Hook It Up to the Machine

In the early 2000’s, my parents took us on a road trip to Glacier National Park in Montana.

We made the journey in our new (used) family van: a green Dodge Caravan whose reputation was soon to become “a lemon”.

I was a teenager and didn’t pay a lot of attention to the details of what was happening around me, but I do remember how the van kept overheating. It ran fine on the interstate, but anything under 40MPH had the car’s temperature gauge rising into unsafe zones.

I remember stopping in some small town in Montana to get it checked out by a mechanic. He checked it out, took it for a test drive, etc., and told my Dad the reason the car was overheating was because the idling fan wasn’t turning on. At higher speeds, like on the interstate, that was fine because there was enough airflow to keep the engine cool but at lower speeds the car would overheat. The mechanic said he didn’t know why the fan wasn’t turning on. There was nothing wrong mechanically from what he could see. But he couldn't fix it. He told my Dad that this was one of those increasingly common “computerized” cars that you have to hook up to another computer to diagnose the source of the issue. And he didn’t have one of those computers.

So we continued on our way. The rest of the trip required my Dad taking “the long way around”, like back roads where he could keep up his speed in order to avoid the car overheating. It was all very amusing to us as kids, almost thrilling because Dad had a legitimate excuse to drive fast (suffice it to say, Mom did not like this).

Once the trip was over and we returned home, my Dad was able to get the car in to a dealer where they hooked up the car’s computer to another computer to diagnose and fix the issue. I don’t really remember the specifics, but the issue was seemingly some failed digital sensor that prevented the idling fan from turning on. Once the sensor was replaced, things worked again.
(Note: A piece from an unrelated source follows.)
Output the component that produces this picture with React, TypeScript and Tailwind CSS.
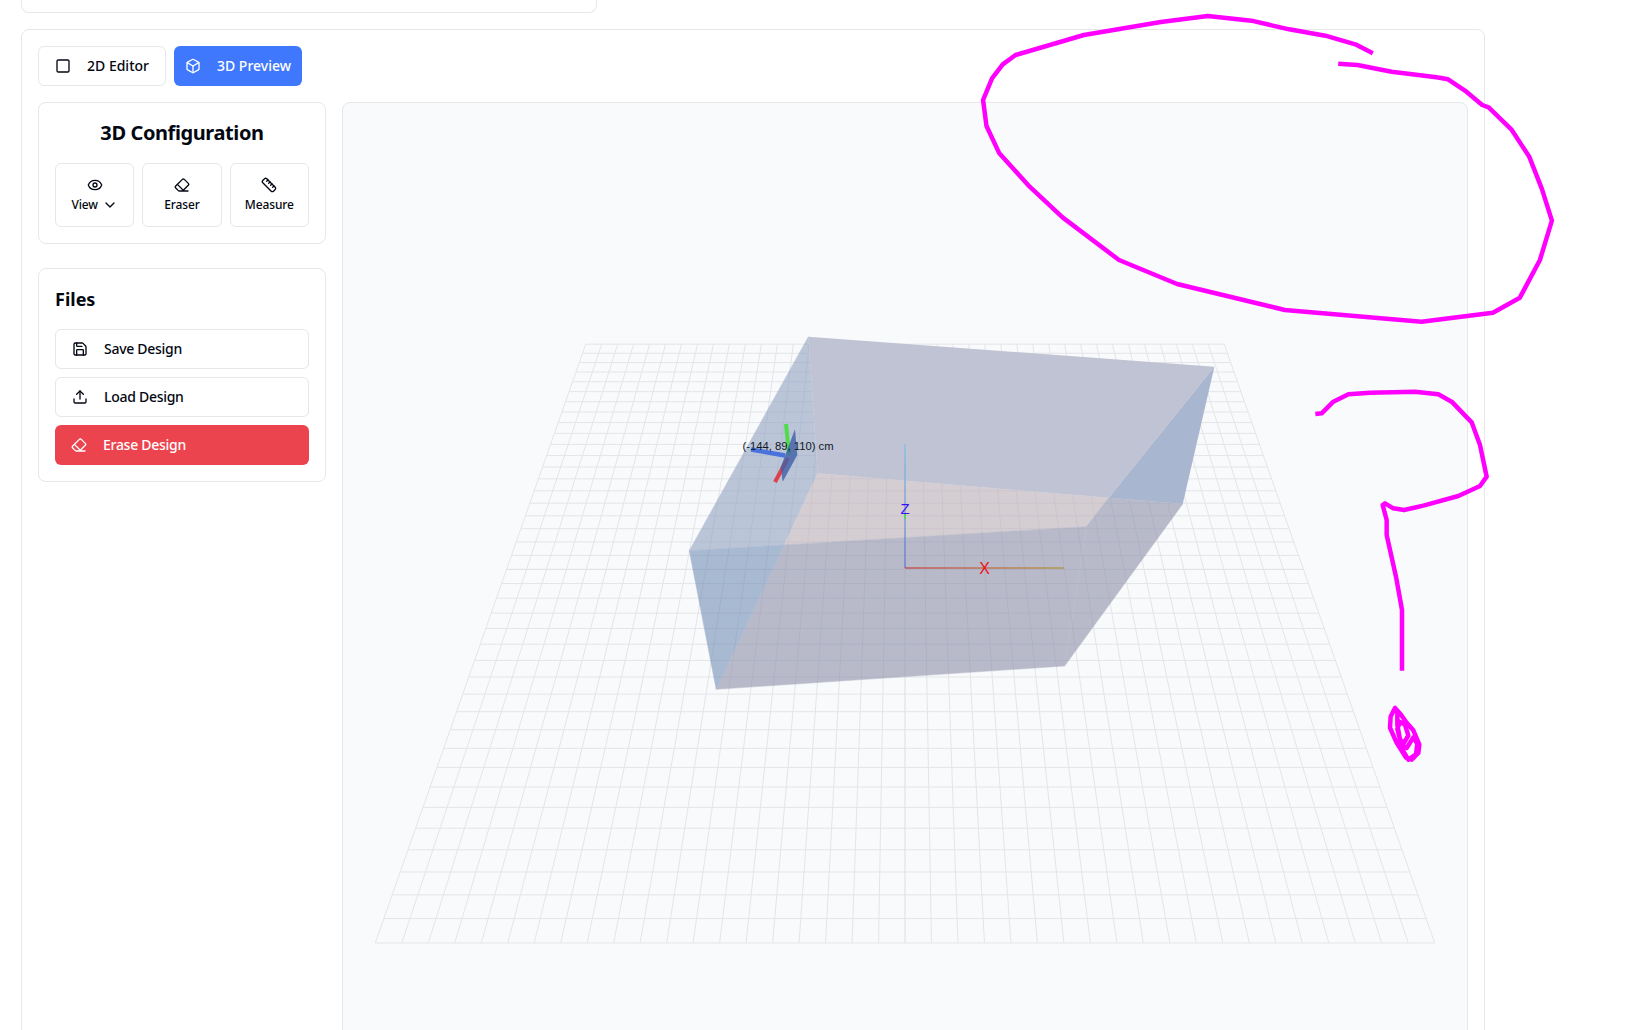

Computers talking to computers.

Growing up in an era that shifted so many things from analog to digital, mechanical to electronic, I’ve thought about this trip a lot.

And I’m thinking about it again in this new era of building software with LLMs.

I think about that mechanic. This guy who grew up around mechanical cars that could be physically inspected, diagnosed, and repaired. So much of his experience and knowledge unusable in the face of a computerized car.

You can tell when a mechanical switch has failed with your eyes, but not a digital one. You need a computer to help you understand the computer.

Will this be my future?

If a codebase was made with the assistance of an LLM, will its complexity and bugs only be inspectable, understandable, diagnosable, and fixable with an LLM?

“Hey, can you help me, there’s a problem with my codebase?”

“Ok, I can confirm the issue, but I can’t fix it without hooking your codebase up to an LLM.”